De manière générale, le recul des services publics est source de défiance, d'inégalités et aussi de remise en cause des droits, comme nous le constatons depuis plusieurs semaines.
Si le présent projet de loi se concentre sur l'organisation des soins en abordant la médecine de ville et les hôpitaux, il sous-estime la question de la prévention et celle de la promotion de la santé, questions qui figurent pourtant comme des priorités dans la Stratégie nationale.

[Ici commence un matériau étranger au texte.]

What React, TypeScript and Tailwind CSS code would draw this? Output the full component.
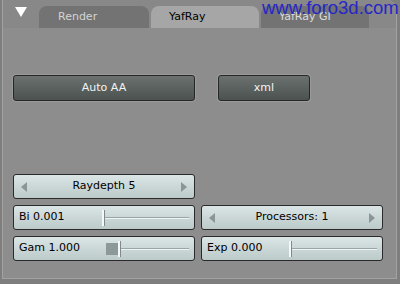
import React from "react";

const font = { fontFamily: '"DejaVu Sans", "Liberation Sans", sans-serif' };

function DarkBtn({ label, w }: { label: string; w: string }) {
  return (
    <div
      className={`${w} h-[26px] flex items-center justify-center rounded-[3px] border border-[#262626] bg-gradient-to-b from-[#6a716e] to-[#4b5250] text-[#f4f4f4] text-[11px] shadow-[0_0_0_1px_#9a9a9a]`}
    >
      {label}
    </div>
  );
}

function Arrow({ dir }: { dir: "l" | "r" }) {
  return (
    <svg width="6" height="10" viewBox="0 0 6 10">
      {dir === "l" ? (
        <polygon points="6,0 0,5 6,10" fill="#8a9696" />
      ) : (
        <polygon points="0,0 6,5 0,10" fill="#8a9696" />
      )}
    </svg>
  );
}

function NumBtn({ label }: { label: string }) {
  return (
    <div className="w-[182px] h-[25px] flex items-center justify-between px-[7px] rounded-[3px] border border-[#2a2a2a] bg-gradient-to-b from-[#dbe5e5] to-[#bccaca] text-black text-[11px]">
      <Arrow dir="l" />
      <span>{label}</span>
      <Arrow dir="r" />
    </div>
  );
}

function Slider({ label, thumb, block }: { label: string; thumb: number; block?: boolean }) {
  return (
    <div className="relative w-[182px] h-[25px] flex items-center rounded-[3px] border border-[#2a2a2a] bg-gradient-to-b from-[#dbe5e5] to-[#bccaca] text-black text-[11px] pl-[5px]">
      <span>{label}</span>
      <div className="absolute right-[5px] top-[11px] h-[2px] border-t border-[#98a6a6] border-b border-b-[#eef4f4]" style={{ left: thumb }} />
      {block && (
        <div className="absolute top-[6px] h-[12px] w-[12px] bg-[#8d9898]" style={{ left: thumb - 12 }} />
      )}
      <div className="absolute top-[4px] h-[16px] w-[3px] bg-[#f4f8f8] border-r border-[#7f8a8a]" style={{ left: thumb }} />
    </div>
  );
}

export default function App() {
  return (
    <div className="w-[400px] h-[284px] bg-[#7e7e7e] overflow-hidden relative" style={font}>
      <div className="ml-[2px] w-[395px] h-[279px] rounded-tr-[10px] border-r border-b border-l border-[#a2a2a2] bg-[#8d8d8d] flex flex-col">
        <div className="h-[28px] flex items-end bg-[#888888] rounded-tr-[10px]">
          <div className="w-[36px] h-full flex items-center justify-center pb-[4px]">
            <svg width="12" height="10" viewBox="0 0 12 10">
              <polygon points="0,0 12,0 6,10" fill="#ffffff" />
            </svg>
          </div>
          <div className="w-[110px] h-[22px] rounded-t-[8px] bg-[#737373] text-[#d4d4d4] text-[11px] flex items-center pl-[19px]">
            Render
          </div>
          <div className="ml-[2px] w-[108px] h-[22px] rounded-t-[8px] bg-[#a6a6a6] text-black text-[11px] flex items-center pl-[18px]">
            YafRay
          </div>
          <div className="ml-[2px] w-[108px] h-[22px] rounded-t-[8px] bg-[#737373] text-[#dcdcdc] text-[11px] flex items-center pl-[18px]">
            YafRay GI
          </div>
        </div>
        <div className="flex flex-col pl-[10px]">
          <div className="mt-[47px] flex gap-[23px]">
            <DarkBtn label="Auto AA" w="w-[182px]" />
            <DarkBtn label="xml" w="w-[92px]" />
          </div>
          <div className="mt-[73px]">
            <NumBtn label="Raydepth 5" />
          </div>
          <div className="mt-[6px] flex gap-[6px]">
            <Slider label="Bi 0.001" thumb={88} />
            <NumBtn label="Processors: 1" />
          </div>
          <div className="mt-[6px] flex gap-[6px]">
            <Slider label="Gam 1.000" thumb={104} block />
            <Slider label="Exp 0.000" thumb={87} />
          </div>
        </div>
      </div>
      <div
        className="absolute top-[-4px] left-[262px] text-[18.5px] leading-[24px] text-[#2626c8]"
        style={{ fontFamily: '"Liberation Sans", Arial, sans-serif' }}
      >
        www.foro3d.com
      </div>
    </div>
  );
}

Que dire de nos concitoyens purement et simplement oubliés ? Je pense à celles et ceux en situation de précarité, de handicap ou de dépendance, mais également à nos concitoyennes et concitoyens d'outre-mer que notre collègue Ericka Bareigts a défendu tout au long de nos débats. Ces Français ne bénéficieront d'aucune disposition supplémentaire ou de droit nouveau pour leur permettre d'accéder à une meilleure offre de soins.
Censé être la traduction législative et pratique du plan « ma santé 2022 », ce projet de loi n'est finalement pas à la hauteur : il n'est ni à la hauteur des ambitions affichées par le Président de la République en septembre dernier, ni à celle des attentes de nos concitoyens, qui discernent dans vos intentions et dans l'entrée en vigueur de ce texte la fin de notre modèle de santé, ni à celle de l'urgence à faire évoluer le système de santé pour permettre de remédier à l'insuffisance de l'offre de soins, notamment dans les territoires ruraux et périphériques. Pour l'ensemble de ces raisons, les députés socialistes et apparentés voteront contre ce projet de loi.